Extracted records:
──────
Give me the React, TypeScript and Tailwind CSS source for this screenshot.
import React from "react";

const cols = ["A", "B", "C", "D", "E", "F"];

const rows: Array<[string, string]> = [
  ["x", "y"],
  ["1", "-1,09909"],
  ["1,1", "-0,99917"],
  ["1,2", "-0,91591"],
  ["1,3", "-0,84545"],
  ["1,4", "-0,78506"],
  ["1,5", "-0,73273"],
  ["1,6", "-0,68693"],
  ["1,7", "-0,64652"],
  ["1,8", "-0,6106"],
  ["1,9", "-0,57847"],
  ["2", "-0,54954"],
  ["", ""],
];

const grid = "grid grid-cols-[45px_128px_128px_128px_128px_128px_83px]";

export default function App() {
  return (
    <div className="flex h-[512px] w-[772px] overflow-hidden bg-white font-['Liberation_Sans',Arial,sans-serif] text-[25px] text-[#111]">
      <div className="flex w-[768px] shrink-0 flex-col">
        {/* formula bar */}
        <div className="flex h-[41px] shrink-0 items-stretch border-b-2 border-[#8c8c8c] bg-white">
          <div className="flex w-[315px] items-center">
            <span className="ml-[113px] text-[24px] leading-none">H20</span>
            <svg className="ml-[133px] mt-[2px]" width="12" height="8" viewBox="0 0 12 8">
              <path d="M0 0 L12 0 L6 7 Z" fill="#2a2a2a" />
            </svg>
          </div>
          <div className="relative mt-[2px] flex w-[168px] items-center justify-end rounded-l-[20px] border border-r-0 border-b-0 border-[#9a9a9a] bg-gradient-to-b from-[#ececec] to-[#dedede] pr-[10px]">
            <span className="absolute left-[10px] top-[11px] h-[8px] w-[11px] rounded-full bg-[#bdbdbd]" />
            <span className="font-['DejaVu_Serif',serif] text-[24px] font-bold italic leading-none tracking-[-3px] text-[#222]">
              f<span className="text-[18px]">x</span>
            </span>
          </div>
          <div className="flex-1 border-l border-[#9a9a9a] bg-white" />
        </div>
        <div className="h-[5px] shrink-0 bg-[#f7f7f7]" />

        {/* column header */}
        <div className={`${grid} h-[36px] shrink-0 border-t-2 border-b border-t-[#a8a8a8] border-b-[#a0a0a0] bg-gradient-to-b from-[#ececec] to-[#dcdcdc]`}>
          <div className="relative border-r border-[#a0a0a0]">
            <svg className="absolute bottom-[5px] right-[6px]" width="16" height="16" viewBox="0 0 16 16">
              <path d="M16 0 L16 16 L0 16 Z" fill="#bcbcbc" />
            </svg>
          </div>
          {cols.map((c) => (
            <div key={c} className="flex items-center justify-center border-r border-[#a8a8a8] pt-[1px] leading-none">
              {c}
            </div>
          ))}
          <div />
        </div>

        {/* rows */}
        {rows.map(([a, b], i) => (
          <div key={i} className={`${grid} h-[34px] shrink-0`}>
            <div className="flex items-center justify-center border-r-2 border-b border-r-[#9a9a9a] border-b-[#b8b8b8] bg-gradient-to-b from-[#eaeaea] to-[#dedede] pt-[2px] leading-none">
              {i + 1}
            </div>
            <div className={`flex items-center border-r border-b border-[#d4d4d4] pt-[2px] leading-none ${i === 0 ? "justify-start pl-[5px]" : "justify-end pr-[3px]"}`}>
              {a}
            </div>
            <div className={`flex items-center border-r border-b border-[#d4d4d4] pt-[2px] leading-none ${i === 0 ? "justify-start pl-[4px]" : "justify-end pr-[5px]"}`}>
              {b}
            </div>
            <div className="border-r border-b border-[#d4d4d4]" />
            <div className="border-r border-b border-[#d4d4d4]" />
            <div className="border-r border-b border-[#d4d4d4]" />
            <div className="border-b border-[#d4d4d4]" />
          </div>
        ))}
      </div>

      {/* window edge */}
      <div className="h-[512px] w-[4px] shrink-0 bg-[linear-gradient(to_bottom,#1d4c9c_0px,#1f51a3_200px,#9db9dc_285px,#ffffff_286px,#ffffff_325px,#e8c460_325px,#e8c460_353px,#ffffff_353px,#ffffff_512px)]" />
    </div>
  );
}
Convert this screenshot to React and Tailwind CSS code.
──────
Output all preceding records character for character.

:: EXERCISE SOLUTION ::
Give me the React, TypeScript and Tailwind CSS source for this screenshot.
import React from "react";

const cols = ["A", "B", "C", "D", "E", "F"];

const rows: Array<[string, string]> = [
  ["x", "y"],
  ["1", "-1,09909"],
  ["1,1", "-0,99917"],
  ["1,2", "-0,91591"],
  ["1,3", "-0,84545"],
  ["1,4", "-0,78506"],
  ["1,5", "-0,73273"],
  ["1,6", "-0,68693"],
  ["1,7", "-0,64652"],
  ["1,8", "-0,6106"],
  ["1,9", "-0,57847"],
  ["2", "-0,54954"],
  ["", ""],
];

const grid = "grid grid-cols-[45px_128px_128px_128px_128px_128px_83px]";

export default function App() {
  return (
    <div className="flex h-[512px] w-[772px] overflow-hidden bg-white font-['Liberation_Sans',Arial,sans-serif] text-[25px] text-[#111]">
      <div className="flex w-[768px] shrink-0 flex-col">
        {/* formula bar */}
        <div className="flex h-[41px] shrink-0 items-stretch border-b-2 border-[#8c8c8c] bg-white">
          <div className="flex w-[315px] items-center">
            <span className="ml-[113px] text-[24px] leading-none">H20</span>
            <svg className="ml-[133px] mt-[2px]" width="12" height="8" viewBox="0 0 12 8">
              <path d="M0 0 L12 0 L6 7 Z" fill="#2a2a2a" />
            </svg>
          </div>
          <div className="relative mt-[2px] flex w-[168px] items-center justify-end rounded-l-[20px] border border-r-0 border-b-0 border-[#9a9a9a] bg-gradient-to-b from-[#ececec] to-[#dedede] pr-[10px]">
            <span className="absolute left-[10px] top-[11px] h-[8px] w-[11px] rounded-full bg-[#bdbdbd]" />
            <span className="font-['DejaVu_Serif',serif] text-[24px] font-bold italic leading-none tracking-[-3px] text-[#222]">
              f<span className="text-[18px]">x</span>
            </span>
          </div>
          <div className="flex-1 border-l border-[#9a9a9a] bg-white" />
        </div>
        <div className="h-[5px] shrink-0 bg-[#f7f7f7]" />

        {/* column header */}
        <div className={`${grid} h-[36px] shrink-0 border-t-2 border-b border-t-[#a8a8a8] border-b-[#a0a0a0] bg-gradient-to-b from-[#ececec] to-[#dcdcdc]`}>
          <div className="relative border-r border-[#a0a0a0]">
            <svg className="absolute bottom-[5px] right-[6px]" width="16" height="16" viewBox="0 0 16 16">
              <path d="M16 0 L16 16 L0 16 Z" fill="#bcbcbc" />
            </svg>
          </div>
          {cols.map((c) => (
            <div key={c} className="flex items-center justify-center border-r border-[#a8a8a8] pt-[1px] leading-none">
              {c}
            </div>
          ))}
          <div />
        </div>

        {/* rows */}
        {rows.map(([a, b], i) => (
          <div key={i} className={`${grid} h-[34px] shrink-0`}>
            <div className="flex items-center justify-center border-r-2 border-b border-r-[#9a9a9a] border-b-[#b8b8b8] bg-gradient-to-b from-[#eaeaea] to-[#dedede] pt-[2px] leading-none">
              {i + 1}
            </div>
            <div className={`flex items-center border-r border-b border-[#d4d4d4] pt-[2px] leading-none ${i === 0 ? "justify-start pl-[5px]" : "justify-end pr-[3px]"}`}>
              {a}
            </div>
            <div className={`flex items-center border-r border-b border-[#d4d4d4] pt-[2px] leading-none ${i === 0 ? "justify-start pl-[4px]" : "justify-end pr-[5px]"}`}>
              {b}
            </div>
            <div className="border-r border-b border-[#d4d4d4]" />
            <div className="border-r border-b border-[#d4d4d4]" />
            <div className="border-r border-b border-[#d4d4d4]" />
            <div className="border-b border-[#d4d4d4]" />
          </div>
        ))}
      </div>

      {/* window edge */}
      <div className="h-[512px] w-[4px] shrink-0 bg-[linear-gradient(to_bottom,#1d4c9c_0px,#1f51a3_200px,#9db9dc_285px,#ffffff_286px,#ffffff_325px,#e8c460_325px,#e8c460_353px,#ffffff_353px,#ffffff_512px)]" />
    </div>
  );
}
Convert this screenshot to React and Tailwind CSS code.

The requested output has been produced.